People who succeed will not necessarily be the ones who perform every task, but the ones who know:

  • what to build
  • how to instruct AI
  • how to combine tools
  • how to solve real problems

AI rewards clarity of thinking.

A person who can define a valuable service and orchestrate tools can compete with small companies. The role of the worker shifts toward operator and strategist, not executor.


Will Companies Stop Hiring?

Not entirely.

Large organizations still need leadership, decision-making, and complex coordination that AI cannot fully replace. But hiring patterns may change:

  • fewer administrative roles
  • fewer junior technical roles
  • more specialized positions
  • more contractors and freelancers

Companies may become smaller but more productive.

Instead of 100 employees producing a product, a firm may operate with 15 highly skilled workers supported by AI systems.


The Cultural Shift

Work has historically been tied to employment — a person works for a company.
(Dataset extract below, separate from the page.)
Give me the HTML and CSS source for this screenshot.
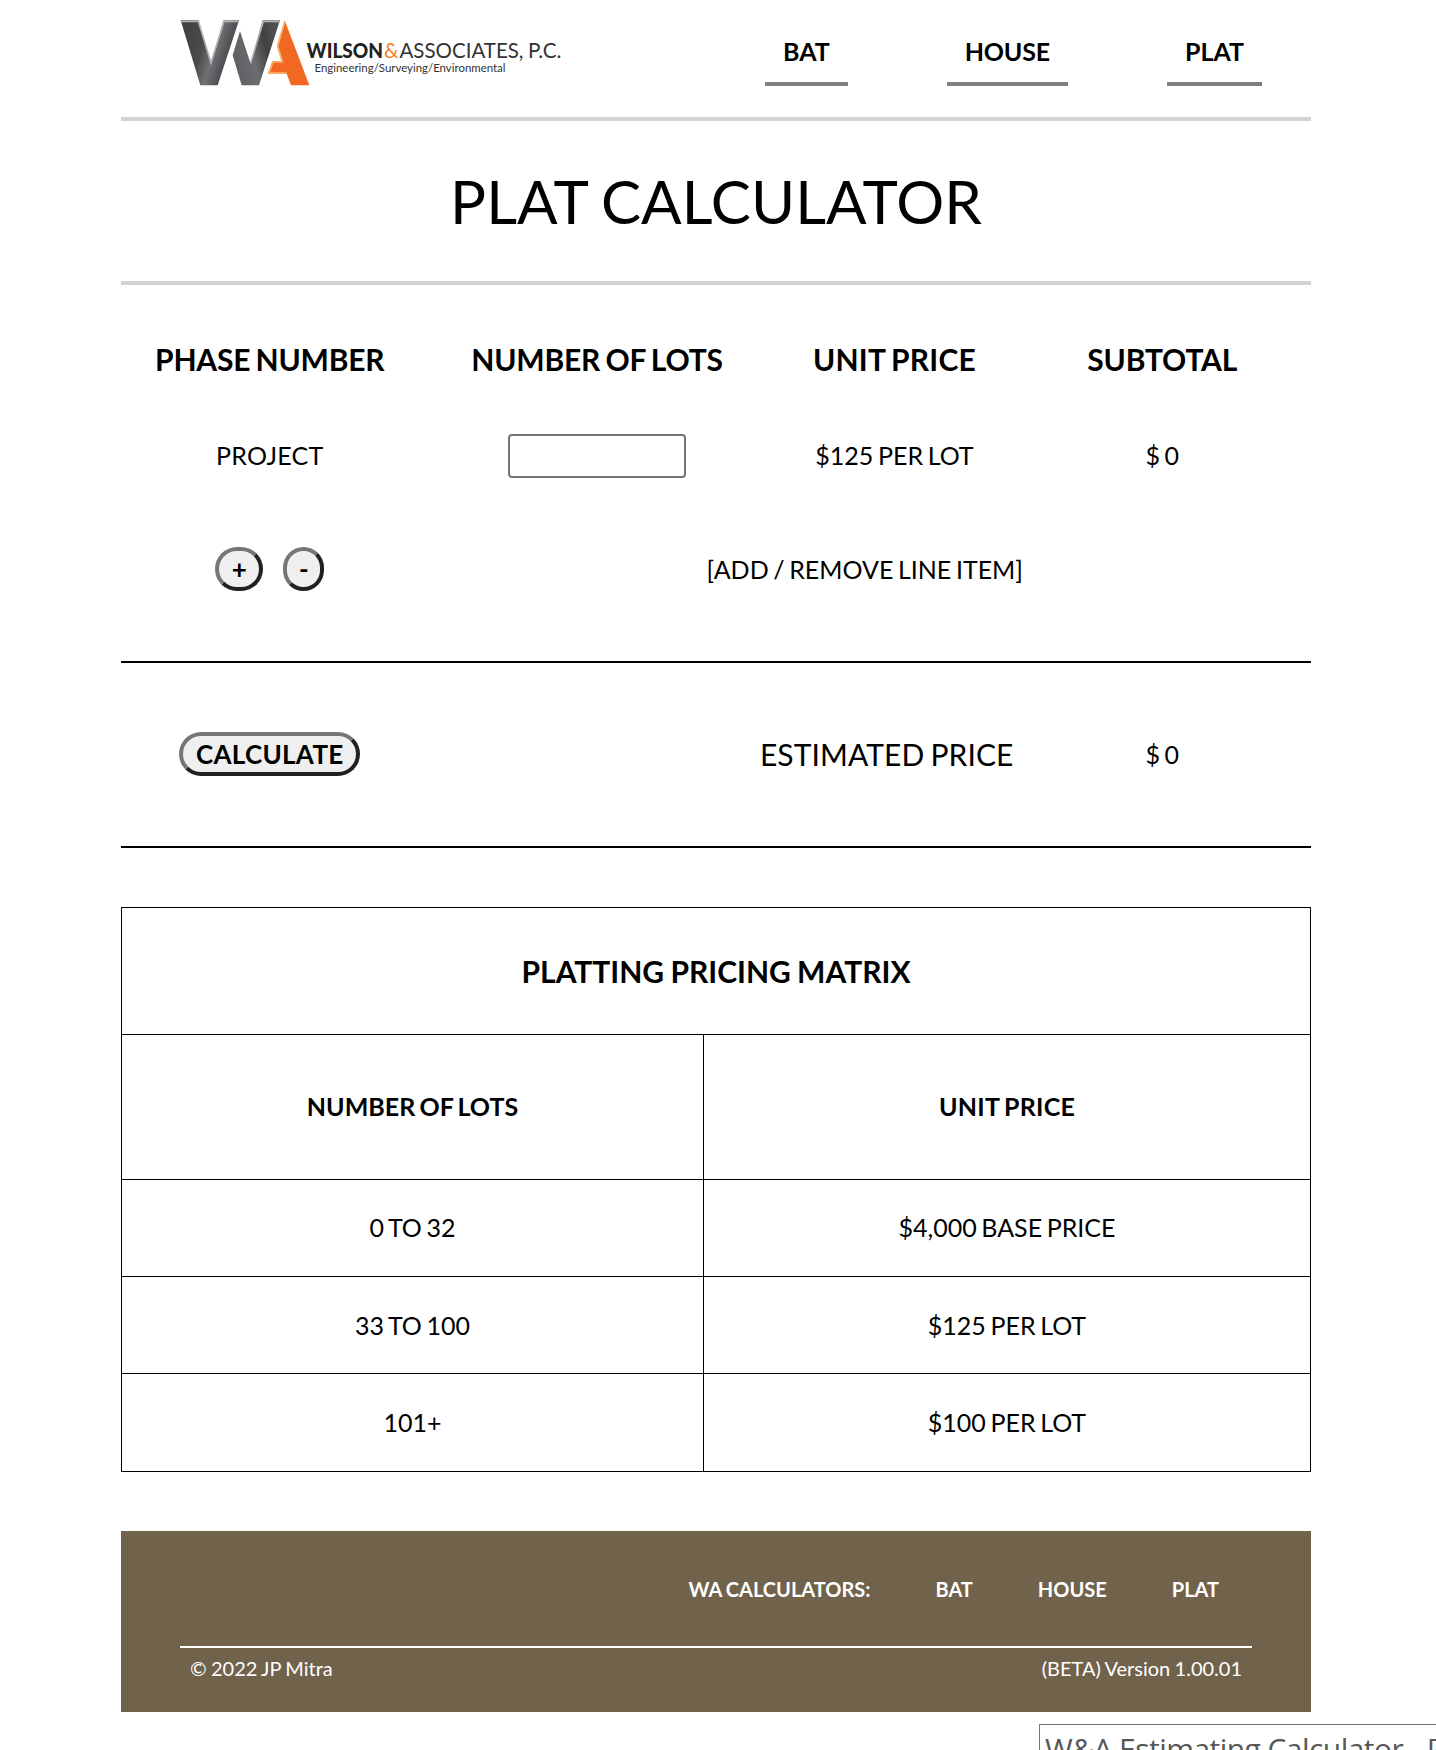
FILE: index.html
```html
<!DOCTYPE html>
<html lang="en">
<head>
<meta charset="utf-8">
<title>W&amp;A Estimating Calculator - Plat</title>
<link rel="stylesheet" href="styles.css">
</head>
<body>
<div class="page">
  <header class="header">
    <svg class="logo" width="382" height="66" viewBox="0 0 382 66">
      <defs>
        <linearGradient id="steelA" x1="0" y1="0" x2="1" y2="0.35">
          <stop offset="0.1" stop-color="#414143"/><stop offset="0.45" stop-color="#4a4a4c"/><stop offset="0.66" stop-color="#707175"/><stop offset="0.95" stop-color="#434345"/>
        </linearGradient>
        <linearGradient id="steelB" x1="0" y1="0.5" x2="1" y2="0.1">
          <stop offset="0" stop-color="#606164"/><stop offset="0.35" stop-color="#6b6c70"/><stop offset="0.65" stop-color="#414143"/><stop offset="1" stop-color="#58585a"/>
        </linearGradient>
      </defs>
      <g transform="translate(0 .3) scale(.33333)">
        <path fill="url(#steelA)" d="M2 0H56L93 130L130 0H177L113 195H61Z"/>
        <path fill="url(#steelB)" d="M158 105L180 32L212 130L248 0H300L237 195H185Z"/>
        <path fill="none" stroke="#b4b4b6" stroke-width="5" d="M4 3H55L93 128L132 3H174M212 128L250 3H297"/>
        <path fill="#f26722" d="M314 0L388 195H333L320 160H264L277 123H305L291 77Z"/>
        <path fill="none" stroke="#fbb36b" stroke-width="5" d="M314 4L293 77L307 125H279L267 158H320"/>
      </g>
      <text class="logo-bold" x="126.5" y="37.5" textLength="76.5" lengthAdjust="spacingAndGlyphs">WILSON</text>
      <text class="logo-amp" x="204" y="37.5" textLength="14.5" lengthAdjust="spacingAndGlyphs">&amp;</text>
      <text class="logo-thin" x="219.5" y="37.5" textLength="124" lengthAdjust="spacingAndGlyphs">ASSOCIATES,</text>
      <text class="logo-thin" x="348" y="37.5" textLength="33.5" lengthAdjust="spacingAndGlyphs">P.C.</text>
      <text class="logo-tag" x="134.5" y="52" textLength="191" lengthAdjust="spacingAndGlyphs">Engineering/Surveying/Environmental</text>
    </svg>
    <nav class="nav">
      <a class="nav-link">BAT</a>
      <a class="nav-link nav-house">HOUSE</a>
      <a class="nav-link">PLAT</a>
    </nav>
  </header>

  <h1 class="title">PLAT CALCULATOR</h1>

  <main>
    <section class="calc">
      <div class="row row-head"><span class="tight">PHASE NUMBER</span><span class="tight">NUMBER OF LOTS</span><span class="loose">UNIT PRICE</span><span class="tight">SUBTOTAL</span></div>
      <div class="row row-item"><span class="loose">PROJECT</span><span><input class="lots" type="text" aria-label="Number of lots"></span><span>$125 PER LOT</span><span>$ 0</span></div>
      <div class="row row-edit">
        <span class="edit-buttons"><button class="btn btn-add">+</button><button class="btn btn-remove">-</button></span>
        <span class="edit-note">[ADD / REMOVE LINE ITEM]</span>
      </div>
    </section>
    <section class="row total">
      <span><button class="btn btn-calc">CALCULATE</button></span>
      <span class="total-label">ESTIMATED PRICE</span>
      <span>$ 0</span>
    </section>

    <table class="matrix">
      <colgroup><col class="col-lots"><col></colgroup>
      <tr class="matrix-title"><th colspan="2">PLATTING PRICING MATRIX</th></tr>
      <tr class="matrix-head"><th>NUMBER OF LOTS</th><th class="loose">UNIT PRICE</th></tr>
      <tr class="matrix-first"><td>0 TO 32</td><td>$4,000 BASE PRICE</td></tr>
      <tr><td>33 TO 100</td><td>$125 PER LOT</td></tr>
      <tr class="matrix-last"><td>101+</td><td>$100 PER LOT</td></tr>
    </table>
  </main>

  <footer class="footer">
    <div class="footer-links"><span>WA CALCULATORS:</span><a>BAT</a><a>HOUSE</a><a>PLAT</a></div>
    <div class="footer-base"><span>© 2022 JP Mitra</span><span>(BETA) Version 1.00.01</span></div>
  </footer>
</div>
<div class="tooltip">W&amp;A Estimating Calculator - Plat</div>
</body>
</html>
```
FILE: styles.css
```css
* { box-sizing: border-box; }
html, body { height: 1750px; }
body {
  margin: 0;
  overflow: hidden;
  position: relative;
  background: #fff;
  color: #000;
  font: 25px/30px Lato, sans-serif;
  word-spacing: -1.8px;
}
.page { width: 1190px; margin-left: 121px; }

.header {
  display: flex;
  justify-content: space-between;
  height: 121px;
  padding: 20px 49px 0 59px;
  border-bottom: 4px solid lightgray;
}
.logo { display: block; overflow: visible; }
.logo text { font-family: Lato, sans-serif; }
.logo .logo-bold { font-size: 21.5px; font-weight: 900; fill: #222; }
.logo .logo-amp { font-size: 21.5px; fill: #f58220; }
.logo .logo-thin { font-size: 21.5px; fill: #333; }
.logo .logo-tag { font-size: 11px; fill: #333; }
.nav { display: flex; gap: 99px; font-weight: 700; }
.nav-link {
  height: 66px;
  padding: 16px 18px 0;
  border-bottom: 4px solid gray;
}
.nav-house { letter-spacing: -.2px; }
.tight { letter-spacing: -.2px; }
.loose { letter-spacing: .25px; }

.title {
  margin: 0;
  height: 164px;
  padding-top: 44px;
  border-bottom: 4px solid lightgray;
  font-size: 60px;
  line-height: 72px;
  font-weight: 400;
  letter-spacing: .1px;
  text-align: center;
}

.calc { height: 378px; padding-top: 44px; border-bottom: 2px solid #000; }
.row {
  display: grid;
  grid-template-columns: 25% 30% 20% 25%;
  align-items: center;
  text-align: center;
}
.row-head { height: 60px; font-size: 30px; line-height: 36px; font-weight: 700; }
.row-item { height: 132px; }
.row-edit { height: 96px; }
.lots {
  display: block;
  width: 178px;
  height: 44px;
  margin: 2px auto 0;
  border: 2px solid #767676;
  border-radius: 4px;
  font: inherit;
}
.edit-buttons { display: flex; justify-content: center; gap: 20px; }
.edit-note { grid-column: 2 / 5; }
.btn {
  height: 44px;
  padding: 0;
  border: 4px solid;
  border-color: #767676 #212121 #212121 #767676;
  border-radius: 25px;
  background: #efefef;
  color: #000;
  font: 700 26px/32px Lato, sans-serif;
}
.btn-add { width: 48px; }
.btn-remove { width: 41px; }
.btn-calc { width: 181px; display: block; margin: 0 auto; letter-spacing: .3px; }
.total { height: 185px; padding-bottom: 2px; border-bottom: 2px solid #000; }
.total-label { grid-column: 2 / 4; text-align: right; font-size: 30px; letter-spacing: .1px; }

.matrix {
  width: 1190px;
  margin-top: 59px;
  border-collapse: collapse;
  table-layout: fixed;
  text-align: center;
}
.col-lots { width: 582px; }
.matrix th, .matrix td { padding: 0; border: 1px solid #000; }
.matrix tr { height: 97px; }
.matrix .matrix-title { height: 127px; font-size: 30px; word-spacing: -1px; }
.matrix .matrix-head { height: 145px; }
.matrix .matrix-last { height: 98px; }
.matrix .matrix-head th, .matrix .matrix-first td, .matrix .matrix-last td { padding-bottom: 2px; }

.footer {
  height: 181px;
  margin-top: 59px;
  padding: 0 59px;
  background: #71624b;
  color: #fff;
  font-size: 20px;
  word-spacing: -.8px;
}
.footer-links {
  display: flex;
  justify-content: flex-end;
  gap: 65px;
  height: 117px;
  padding: 43px 33px 0 0;
  border-bottom: 2px solid #fff;
  font-weight: 700;
}
.footer-base { display: flex; justify-content: space-between; padding: 5px 10px; }

.tooltip {
  position: absolute;
  left: 1039px;
  top: 1724px;
  width: 420px;
  height: 50px;
  padding: 4px 5px;
  border: 1px solid #767676;
  background: #fff;
  color: #575757;
  font: 30px/40px "Open Sans", sans-serif;
  letter-spacing: -.55px;
  word-spacing: 0;
  white-space: nowrap;
}
```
The one-person company era changes that. Work becomes closer to ownership. Individuals increasingly build assets: apps, courses, digital products, automated services.

Rather than earning salary alone, people may earn income from systems they operate.

In that sense, AI is not only a technological change but a social one. It shifts identity from employee to creator.


Final Reflection

The debate around AI often focuses on whether machines will replace humans. The reality may be subtler.

AI may not eliminate work.
It may reorganize who performs it.

The future economy might not be dominated by massive corporations alone, but by millions of small operators running highly automated businesses — individuals empowered by software powerful enough to act like staff.

If this trend continues, the defining company of the AI age may not be a giant enterprise.

It may be a single person with an idea, a laptop, and artificial intelligence acting as their team.